We conduct experiments with Python 3.8.13 and Pytorch 1.13.0.

To setup the environment, please simply run

pip install -r requirements.txt



The original AVE dataset can be downloaded through link.

Please put the downloaded AVE videos in ./raw_data/AVE/videos/.


The original Kinetics dataset can be downloaded through link. After downloading the Kinetics dataset, please apply our provided video id list (here) to extract the Kinetics-Sounds dataset used in our experiments.

Please put the downloaded videos in ./raw_data/kinetics-sounds/videos/.


The original VGGSound dataset can be downloaded through link. After downloading the VGGSound dataset, please apply our provided video id list (here) to extract the Kinetics-Sounds dataset used in our experiments.

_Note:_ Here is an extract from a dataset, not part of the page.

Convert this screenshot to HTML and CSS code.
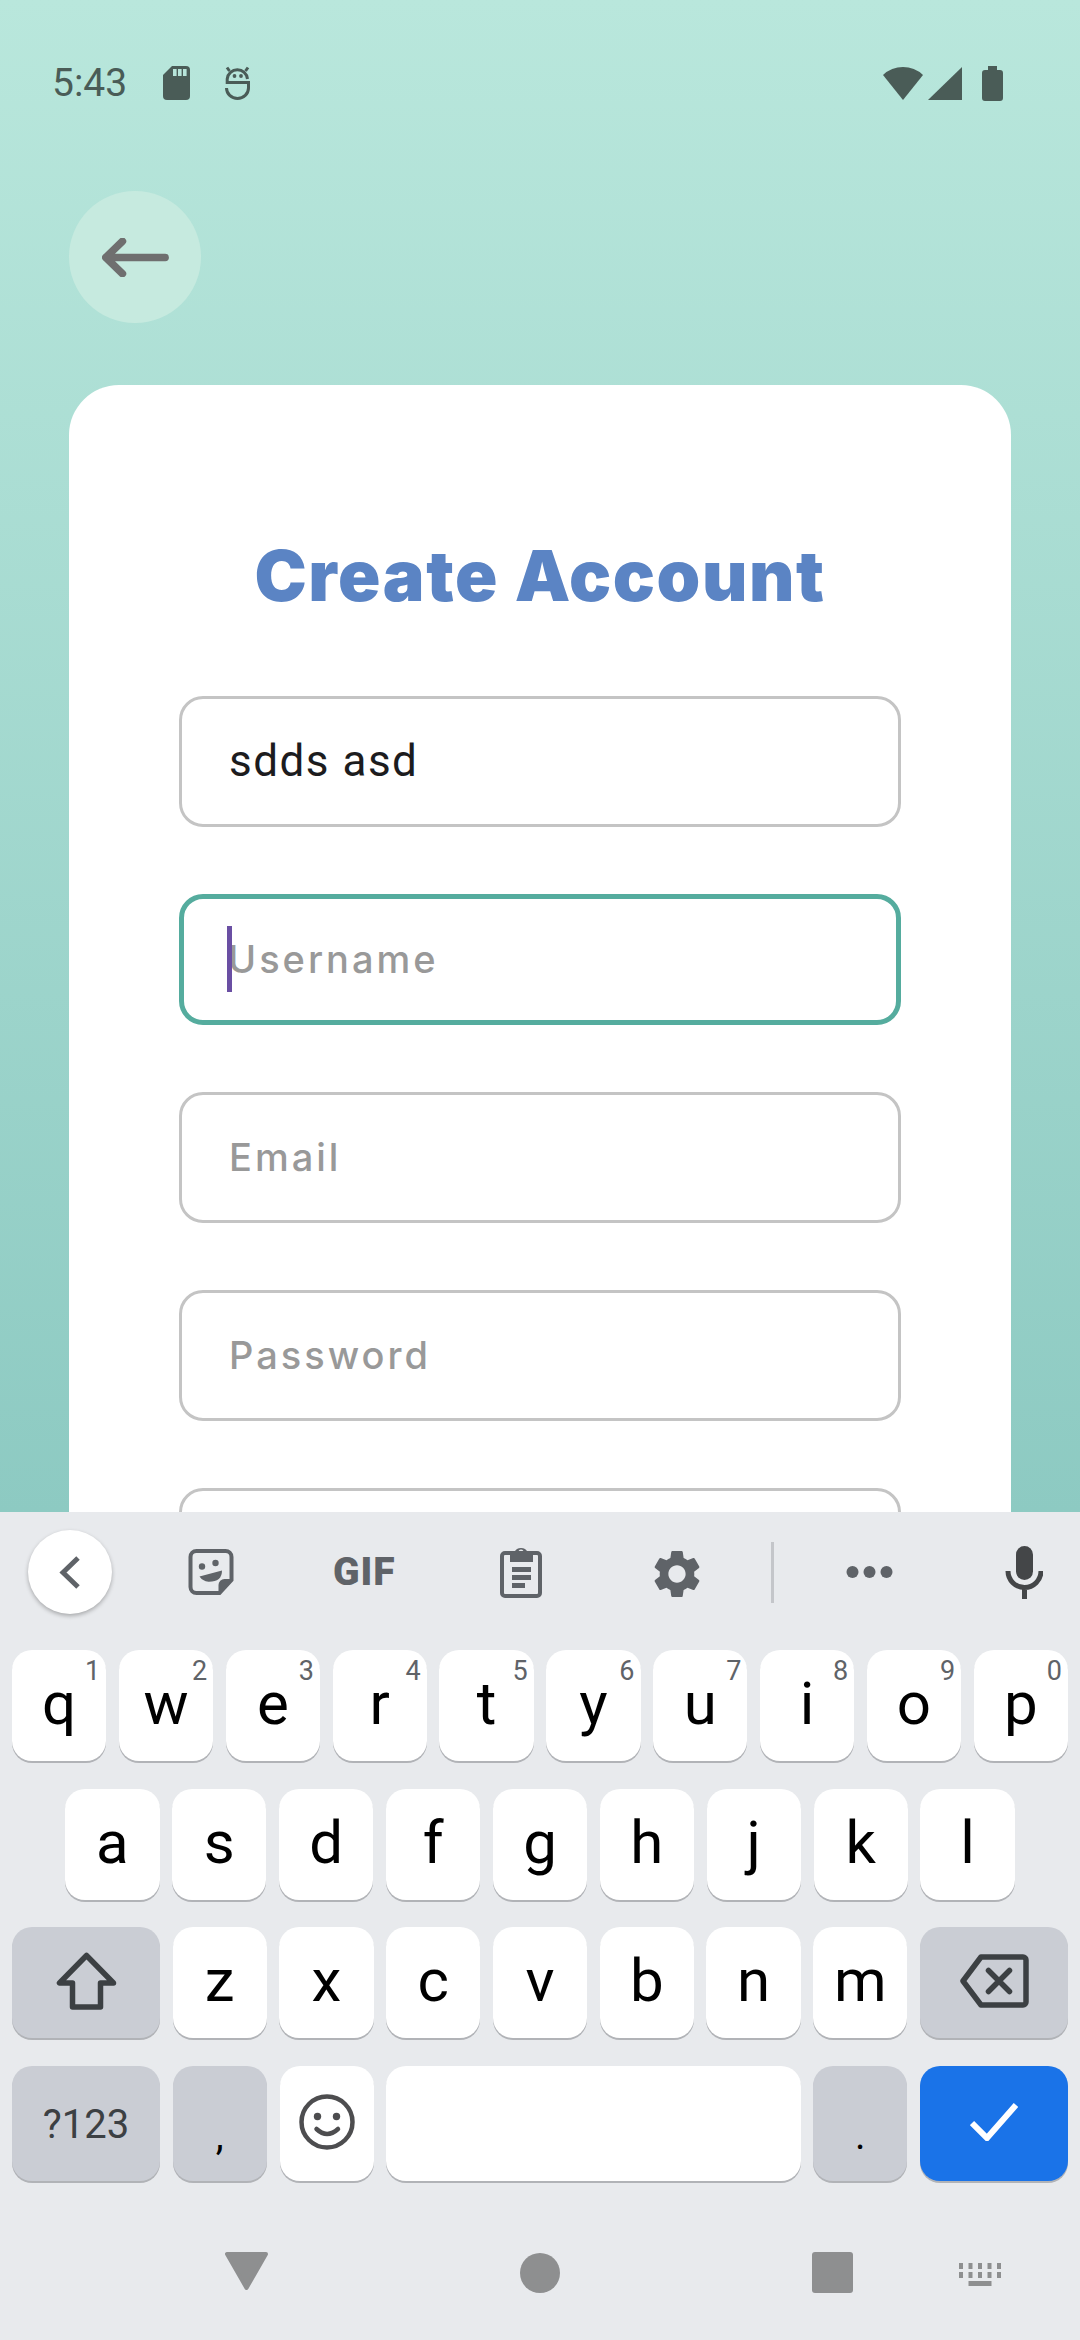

Please put the downloaded videos in ./raw_data/VGGSound/videos/.

Extract audio and frames

After downloading the datasets to the folds, please run the following command to extract the audios and frames

sh extract_audios_frames.sh 'dataset'

where the 'dataset' should be in [AVE, ksounds, VGGSound_100].

Pre-trained models

For the audio encoder, please download the pre-trained AudioMAE and put it in ./model/pretrained/.

Feature extraction

For the pre-trained audio features extraction, please run

sh extract_pretrained_features 'dataset'

where the 'dataset' should be in [AVE, ksounds, VGGSound_100].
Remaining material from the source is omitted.